§ DIRECTIVE: Which lines of the records contain "with"? Collect every one of them.

========================

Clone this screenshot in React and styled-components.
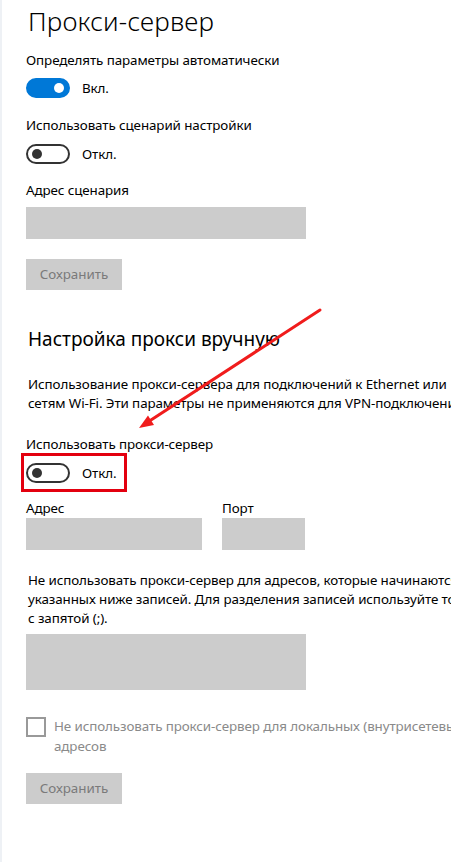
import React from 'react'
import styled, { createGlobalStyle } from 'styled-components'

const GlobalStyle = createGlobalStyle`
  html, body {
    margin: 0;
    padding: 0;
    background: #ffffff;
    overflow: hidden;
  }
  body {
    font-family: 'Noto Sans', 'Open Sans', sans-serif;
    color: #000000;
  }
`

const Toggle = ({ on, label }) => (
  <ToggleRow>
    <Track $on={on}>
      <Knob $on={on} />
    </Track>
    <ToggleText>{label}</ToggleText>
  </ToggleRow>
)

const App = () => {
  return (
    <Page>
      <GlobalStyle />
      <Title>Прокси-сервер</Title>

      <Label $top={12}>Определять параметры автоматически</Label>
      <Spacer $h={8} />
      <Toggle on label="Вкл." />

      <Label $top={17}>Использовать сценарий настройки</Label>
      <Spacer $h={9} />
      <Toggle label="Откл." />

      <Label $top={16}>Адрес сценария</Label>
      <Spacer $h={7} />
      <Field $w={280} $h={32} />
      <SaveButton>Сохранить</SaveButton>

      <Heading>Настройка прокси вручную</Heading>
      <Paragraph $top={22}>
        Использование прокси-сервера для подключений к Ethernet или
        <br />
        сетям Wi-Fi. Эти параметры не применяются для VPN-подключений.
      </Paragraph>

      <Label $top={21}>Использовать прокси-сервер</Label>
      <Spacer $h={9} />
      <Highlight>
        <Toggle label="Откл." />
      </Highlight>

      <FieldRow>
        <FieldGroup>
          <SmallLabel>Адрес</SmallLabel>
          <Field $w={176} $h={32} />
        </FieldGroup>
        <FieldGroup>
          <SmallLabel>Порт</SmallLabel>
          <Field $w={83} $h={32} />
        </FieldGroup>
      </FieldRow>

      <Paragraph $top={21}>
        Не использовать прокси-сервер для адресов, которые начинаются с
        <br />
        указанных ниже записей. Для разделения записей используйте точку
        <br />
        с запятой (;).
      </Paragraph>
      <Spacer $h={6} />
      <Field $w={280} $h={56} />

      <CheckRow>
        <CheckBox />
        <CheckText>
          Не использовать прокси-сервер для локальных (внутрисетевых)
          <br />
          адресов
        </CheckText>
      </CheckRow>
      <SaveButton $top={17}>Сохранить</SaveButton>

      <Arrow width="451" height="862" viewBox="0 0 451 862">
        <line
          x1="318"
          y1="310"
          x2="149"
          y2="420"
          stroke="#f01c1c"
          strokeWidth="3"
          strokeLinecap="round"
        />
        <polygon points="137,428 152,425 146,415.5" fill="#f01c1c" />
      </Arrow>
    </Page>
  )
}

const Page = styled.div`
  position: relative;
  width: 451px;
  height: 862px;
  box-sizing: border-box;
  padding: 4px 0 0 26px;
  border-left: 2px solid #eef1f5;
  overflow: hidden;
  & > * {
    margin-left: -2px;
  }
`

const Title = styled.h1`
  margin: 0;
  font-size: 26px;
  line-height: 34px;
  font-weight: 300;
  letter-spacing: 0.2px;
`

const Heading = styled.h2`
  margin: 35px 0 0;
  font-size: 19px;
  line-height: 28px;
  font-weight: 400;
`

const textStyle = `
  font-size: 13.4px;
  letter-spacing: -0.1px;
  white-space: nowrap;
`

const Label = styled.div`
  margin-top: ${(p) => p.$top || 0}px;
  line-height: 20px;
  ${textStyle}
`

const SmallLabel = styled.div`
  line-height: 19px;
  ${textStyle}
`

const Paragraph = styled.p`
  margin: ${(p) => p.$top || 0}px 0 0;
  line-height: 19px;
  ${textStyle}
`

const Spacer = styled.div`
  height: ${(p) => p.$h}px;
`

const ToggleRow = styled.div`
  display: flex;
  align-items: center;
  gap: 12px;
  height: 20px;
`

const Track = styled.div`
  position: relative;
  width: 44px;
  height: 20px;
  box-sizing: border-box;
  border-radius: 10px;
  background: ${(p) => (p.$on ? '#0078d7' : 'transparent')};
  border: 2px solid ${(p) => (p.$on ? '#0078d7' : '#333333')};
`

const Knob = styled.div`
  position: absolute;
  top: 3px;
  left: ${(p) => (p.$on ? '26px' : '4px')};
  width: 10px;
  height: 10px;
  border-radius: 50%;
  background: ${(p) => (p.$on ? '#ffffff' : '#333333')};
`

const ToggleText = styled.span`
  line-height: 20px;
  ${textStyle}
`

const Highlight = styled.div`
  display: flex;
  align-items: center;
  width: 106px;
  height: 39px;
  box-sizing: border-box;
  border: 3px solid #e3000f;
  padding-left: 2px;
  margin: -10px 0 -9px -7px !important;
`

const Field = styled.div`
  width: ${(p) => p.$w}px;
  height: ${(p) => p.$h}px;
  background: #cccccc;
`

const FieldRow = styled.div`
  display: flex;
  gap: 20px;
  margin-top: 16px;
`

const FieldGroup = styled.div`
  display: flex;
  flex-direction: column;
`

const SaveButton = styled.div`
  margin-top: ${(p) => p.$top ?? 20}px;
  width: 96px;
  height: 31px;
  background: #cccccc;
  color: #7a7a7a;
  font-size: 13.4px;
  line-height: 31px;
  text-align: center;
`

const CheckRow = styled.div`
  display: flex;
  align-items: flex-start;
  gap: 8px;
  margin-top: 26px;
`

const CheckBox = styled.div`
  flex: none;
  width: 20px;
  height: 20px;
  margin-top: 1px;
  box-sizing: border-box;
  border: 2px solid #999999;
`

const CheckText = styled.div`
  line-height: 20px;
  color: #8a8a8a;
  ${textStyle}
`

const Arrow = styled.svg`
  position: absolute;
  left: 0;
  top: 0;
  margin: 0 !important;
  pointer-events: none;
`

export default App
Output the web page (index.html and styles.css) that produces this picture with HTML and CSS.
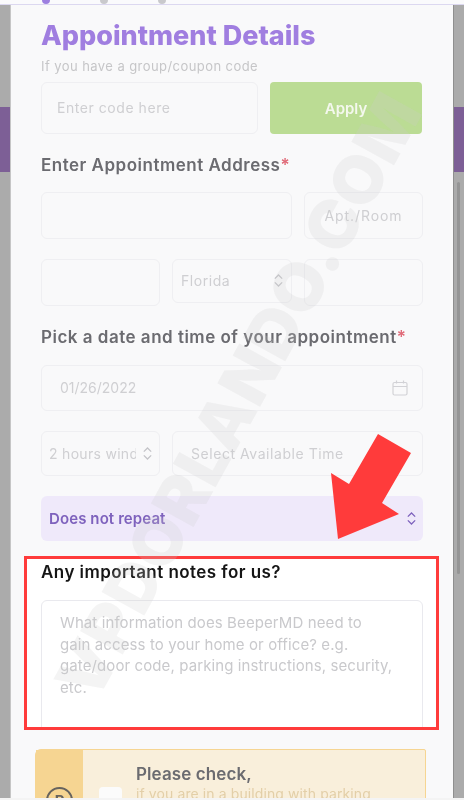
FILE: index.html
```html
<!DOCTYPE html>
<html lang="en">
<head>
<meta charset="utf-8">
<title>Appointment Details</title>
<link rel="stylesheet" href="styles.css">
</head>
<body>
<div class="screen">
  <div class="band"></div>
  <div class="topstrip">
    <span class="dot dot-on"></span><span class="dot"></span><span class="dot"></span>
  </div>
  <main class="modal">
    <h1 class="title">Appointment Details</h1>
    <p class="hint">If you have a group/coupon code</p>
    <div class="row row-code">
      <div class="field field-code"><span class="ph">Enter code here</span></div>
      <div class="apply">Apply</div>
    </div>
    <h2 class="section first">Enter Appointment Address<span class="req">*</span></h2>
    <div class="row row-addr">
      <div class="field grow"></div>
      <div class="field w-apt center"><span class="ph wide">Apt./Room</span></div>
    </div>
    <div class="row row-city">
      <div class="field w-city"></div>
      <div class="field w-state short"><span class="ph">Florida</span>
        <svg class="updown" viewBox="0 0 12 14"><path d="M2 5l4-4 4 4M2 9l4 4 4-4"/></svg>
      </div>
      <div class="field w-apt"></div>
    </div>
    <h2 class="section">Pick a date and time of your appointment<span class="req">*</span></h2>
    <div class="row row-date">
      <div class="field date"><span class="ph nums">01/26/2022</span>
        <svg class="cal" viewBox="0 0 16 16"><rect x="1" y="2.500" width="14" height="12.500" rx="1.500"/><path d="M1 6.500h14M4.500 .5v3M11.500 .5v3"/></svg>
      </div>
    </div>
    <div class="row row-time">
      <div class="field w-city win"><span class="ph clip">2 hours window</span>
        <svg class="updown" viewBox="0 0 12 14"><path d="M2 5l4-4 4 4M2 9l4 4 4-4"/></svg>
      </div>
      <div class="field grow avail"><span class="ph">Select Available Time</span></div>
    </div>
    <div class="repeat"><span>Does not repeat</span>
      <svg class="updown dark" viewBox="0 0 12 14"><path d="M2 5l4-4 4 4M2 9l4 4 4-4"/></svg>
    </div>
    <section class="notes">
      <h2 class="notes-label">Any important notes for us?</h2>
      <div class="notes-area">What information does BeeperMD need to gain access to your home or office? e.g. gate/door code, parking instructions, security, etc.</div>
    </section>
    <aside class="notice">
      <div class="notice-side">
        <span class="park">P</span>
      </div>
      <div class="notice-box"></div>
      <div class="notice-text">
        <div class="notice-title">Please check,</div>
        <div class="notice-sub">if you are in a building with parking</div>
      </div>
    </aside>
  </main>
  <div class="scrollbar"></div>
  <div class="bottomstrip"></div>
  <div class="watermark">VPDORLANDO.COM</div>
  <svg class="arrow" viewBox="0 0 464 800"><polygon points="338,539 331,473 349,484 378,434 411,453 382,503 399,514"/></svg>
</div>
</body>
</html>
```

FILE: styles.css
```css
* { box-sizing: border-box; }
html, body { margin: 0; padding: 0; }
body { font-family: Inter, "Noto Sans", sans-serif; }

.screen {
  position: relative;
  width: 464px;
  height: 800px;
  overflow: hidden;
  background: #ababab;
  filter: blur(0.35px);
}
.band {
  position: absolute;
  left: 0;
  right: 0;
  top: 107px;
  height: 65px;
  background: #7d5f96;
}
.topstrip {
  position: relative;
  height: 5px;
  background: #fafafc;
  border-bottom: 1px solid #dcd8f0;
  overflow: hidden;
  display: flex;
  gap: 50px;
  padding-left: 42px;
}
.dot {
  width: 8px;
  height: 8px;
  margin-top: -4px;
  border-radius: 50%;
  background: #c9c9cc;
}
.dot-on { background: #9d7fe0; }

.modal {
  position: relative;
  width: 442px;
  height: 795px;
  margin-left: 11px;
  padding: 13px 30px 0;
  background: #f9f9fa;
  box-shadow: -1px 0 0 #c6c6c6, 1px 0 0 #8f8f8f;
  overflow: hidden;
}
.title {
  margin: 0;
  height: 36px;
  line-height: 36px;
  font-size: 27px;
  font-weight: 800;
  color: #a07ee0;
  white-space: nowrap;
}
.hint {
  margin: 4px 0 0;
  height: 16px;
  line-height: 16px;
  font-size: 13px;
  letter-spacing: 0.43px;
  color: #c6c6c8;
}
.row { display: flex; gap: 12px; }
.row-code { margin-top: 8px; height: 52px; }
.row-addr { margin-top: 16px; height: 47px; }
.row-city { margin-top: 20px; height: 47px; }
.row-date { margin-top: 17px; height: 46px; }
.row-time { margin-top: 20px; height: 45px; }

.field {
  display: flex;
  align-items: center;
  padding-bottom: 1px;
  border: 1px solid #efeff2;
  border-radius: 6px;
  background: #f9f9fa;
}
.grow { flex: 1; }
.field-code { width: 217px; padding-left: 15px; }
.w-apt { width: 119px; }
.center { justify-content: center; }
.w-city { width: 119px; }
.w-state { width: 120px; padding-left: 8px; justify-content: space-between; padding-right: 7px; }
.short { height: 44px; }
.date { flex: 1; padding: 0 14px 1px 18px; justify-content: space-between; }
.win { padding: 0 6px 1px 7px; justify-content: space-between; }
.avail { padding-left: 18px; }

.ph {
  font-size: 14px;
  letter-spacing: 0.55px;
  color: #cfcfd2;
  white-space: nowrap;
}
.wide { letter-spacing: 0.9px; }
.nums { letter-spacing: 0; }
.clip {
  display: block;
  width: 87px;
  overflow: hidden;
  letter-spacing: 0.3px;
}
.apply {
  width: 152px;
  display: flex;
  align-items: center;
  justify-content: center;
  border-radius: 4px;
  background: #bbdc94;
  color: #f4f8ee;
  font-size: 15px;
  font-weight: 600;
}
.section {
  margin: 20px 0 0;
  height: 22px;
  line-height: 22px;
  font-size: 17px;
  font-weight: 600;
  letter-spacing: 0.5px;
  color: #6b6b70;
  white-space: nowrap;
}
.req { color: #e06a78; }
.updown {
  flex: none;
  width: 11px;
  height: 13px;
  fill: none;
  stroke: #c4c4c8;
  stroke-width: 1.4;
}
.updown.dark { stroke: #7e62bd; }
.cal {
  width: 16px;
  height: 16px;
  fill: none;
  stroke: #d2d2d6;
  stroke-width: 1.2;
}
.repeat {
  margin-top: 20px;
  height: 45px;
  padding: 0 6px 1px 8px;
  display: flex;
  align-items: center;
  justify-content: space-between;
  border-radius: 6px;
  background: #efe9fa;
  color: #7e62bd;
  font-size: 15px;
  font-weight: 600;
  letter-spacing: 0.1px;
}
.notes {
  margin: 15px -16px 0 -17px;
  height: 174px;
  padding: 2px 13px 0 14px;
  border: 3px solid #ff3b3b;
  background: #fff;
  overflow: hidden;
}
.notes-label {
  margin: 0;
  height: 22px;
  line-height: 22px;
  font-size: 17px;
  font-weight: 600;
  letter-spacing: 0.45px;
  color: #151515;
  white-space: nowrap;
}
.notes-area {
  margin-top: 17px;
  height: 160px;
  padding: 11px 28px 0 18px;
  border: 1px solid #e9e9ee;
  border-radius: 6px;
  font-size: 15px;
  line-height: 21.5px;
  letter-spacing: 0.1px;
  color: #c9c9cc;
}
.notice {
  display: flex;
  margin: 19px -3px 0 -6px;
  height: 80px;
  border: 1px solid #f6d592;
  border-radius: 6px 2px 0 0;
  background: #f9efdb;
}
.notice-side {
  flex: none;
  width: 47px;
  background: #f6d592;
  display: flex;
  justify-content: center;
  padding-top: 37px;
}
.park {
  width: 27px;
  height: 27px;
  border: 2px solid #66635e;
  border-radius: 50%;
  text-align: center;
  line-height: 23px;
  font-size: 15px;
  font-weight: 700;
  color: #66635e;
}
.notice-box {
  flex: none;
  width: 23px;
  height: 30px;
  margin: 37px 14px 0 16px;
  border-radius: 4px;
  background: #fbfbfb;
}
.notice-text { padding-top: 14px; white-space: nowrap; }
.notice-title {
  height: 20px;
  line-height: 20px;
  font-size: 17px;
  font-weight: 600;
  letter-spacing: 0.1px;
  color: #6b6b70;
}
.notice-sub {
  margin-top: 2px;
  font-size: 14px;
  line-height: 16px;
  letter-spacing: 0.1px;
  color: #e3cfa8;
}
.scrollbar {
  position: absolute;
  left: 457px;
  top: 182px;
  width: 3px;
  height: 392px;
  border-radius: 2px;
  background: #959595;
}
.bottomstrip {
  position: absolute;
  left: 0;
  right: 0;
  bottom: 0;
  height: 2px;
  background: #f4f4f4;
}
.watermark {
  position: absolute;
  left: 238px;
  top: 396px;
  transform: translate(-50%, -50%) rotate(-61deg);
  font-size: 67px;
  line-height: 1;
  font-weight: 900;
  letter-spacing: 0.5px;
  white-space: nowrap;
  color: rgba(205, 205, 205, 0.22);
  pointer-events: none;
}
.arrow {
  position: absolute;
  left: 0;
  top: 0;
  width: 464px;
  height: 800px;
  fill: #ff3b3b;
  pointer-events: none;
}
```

========================

§ OUTPUT BELOW:
Output the web page (index.html and styles.css) that produces this picture with HTML and CSS.
        <div class="notice-sub">if you are in a building with parking</div>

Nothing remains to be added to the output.